El libro nos dice que existe el otro, que existen los demás, que nuestra personalidad no se agota en sí misma sino que se vuelca en la obligación moral de prestarle atención a los demás -que nunca son lo de más.
El libro es la educación de los sentidos a través del lenguaje.
El libro es la amistad tangible, olfativa, táctil, visual, que nos abre las puertas de la casa al amor que nos hermana con el mundo, porque compartimos el verbo del mundo.
El libro es la intimidad de un país, la inalienable idea que nos hacemos de nosotros mismos, de nuestros tiempos, de nuestro pasado y de nuestro porvenir recordado, vividos todos los tiempos como deseo y memoria verbales aquí y hoy.
Hoy más que nunca, un escritor, un libro y una biblioteca nombran al mundo y le dan voz al ser humano.
Hoy más que nunca, un escritor, un libro y una biblioteca nos dicen: Si nosotros no nombramos, nadie nos dará un nombre. Si nosotros no hablamos, el silencio impondrá su oscura soberanía.
LIBERTAD
Consideremos la libertad como absoluto albedrío, o circunscrita por herencia, naturaleza, fatalidad o azar, pronunciar su nombre es ya un acto de esperanza. Quienes carecen de ella, saben, mejor que nadie, valorarla.
Quienes la dan por descontada, corren el riesgo de perderla. Quienes luchan por ella, han de tener conciencia de los peligros que encierra la lucha misma por la libertad.
De las contiendas por la libertad revolucionaria decía Saint-Just en medio de la Revolución Francesa: la lucha por la libertad contra la tiranía es épica; la lucha de los revolucionarios entre sí es trágica. Del combate por la libertad han nacido formas extremas de opresión que, sin embargo, llegan a legitimarse invocando su origen revolucionario. Las revoluciones legitiman. Pero una vez alcanzada la libertad, nómbrese revolución, nómbrese independencia, ¿cómo conservarla, cómo prolongarla, cómo enriquecerla? Quizás no existe fórmula más pragmática y precisa que la dada por Madison en El Federalista:
Si los hombres fuesen ángeles, el gobierno no sería necesario. Si los ángeles gobernasen a los hombres, no serían necesarios los controles, externos o internos, sobre el gobierno. [Pero] cuando se establece un gobierno en el cual los hombres serán administrados por los hombres… lo primero es permitirle al gobierno que controle a los gobernados pero, acto seguido, se debe obligar al gobierno a que se controle a sí mismo.

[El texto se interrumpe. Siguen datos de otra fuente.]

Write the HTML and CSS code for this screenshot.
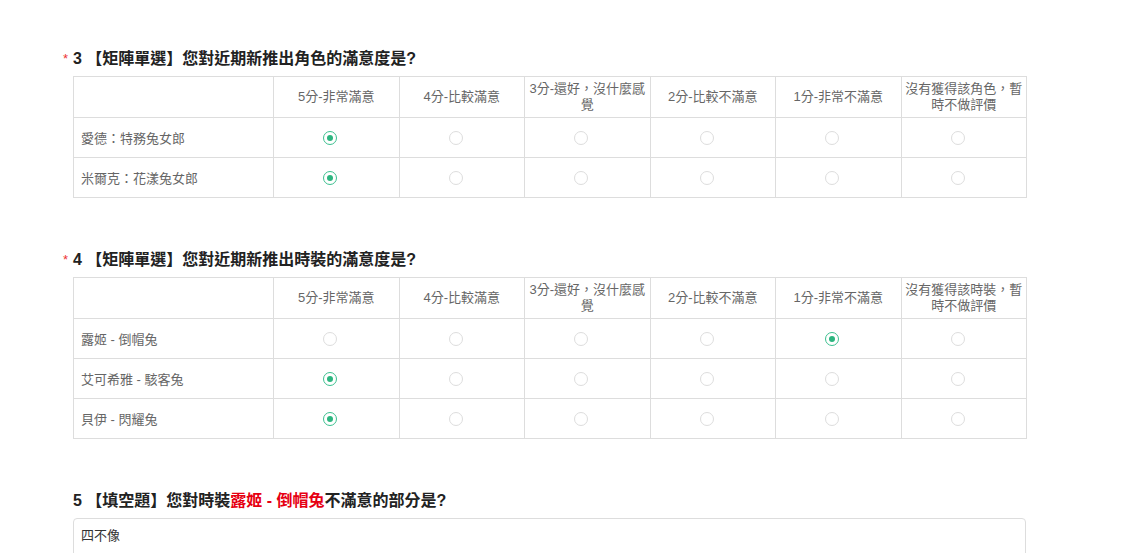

Elecciones, revocaciones, impeachments, juicios administrativos, pesos y contrapesos, división de poderes, fiscalización del ejecutivo. Los sistemas democráticos han establecido múltiples maneras de ir más allá de la fórmula de Madison para asegurar que sean los ciudadanos y las instituciones las que obliguen a los gobiernos a controlarse a sí mismos a fin, entre otras cosas, de no perder el control de la población.
La libertad política conoce estos impulsos y reconoce estos límites. Pero la libertad no es sólo asunto público, sino privado. Es más, se estima a sí misma como una institución en primera persona del singular. Preservar el valor personal intrínseco es una forma de la libertad que cae bajo el rubro del yo. Pero apenas se asoma fuera del yo, la libertad se da cuenta de que nadie es libre por su propia cuenta. La libertad se da primero en la primera persona del singular, pero sólo se mantiene en las tres personas del plural. Mi libertad soy «yo» más «nosotros» más «vosotros» y más «ellos». Las tensiones que así se establecen entre mi libre yo y el mundo de los otros pueden ser conflictivas pero siempre son creativas, en el sentido de que, siendo la libertad ante todo posibilidad mía, sólo es realmente libre cuando es posibilidad, también, de los otros.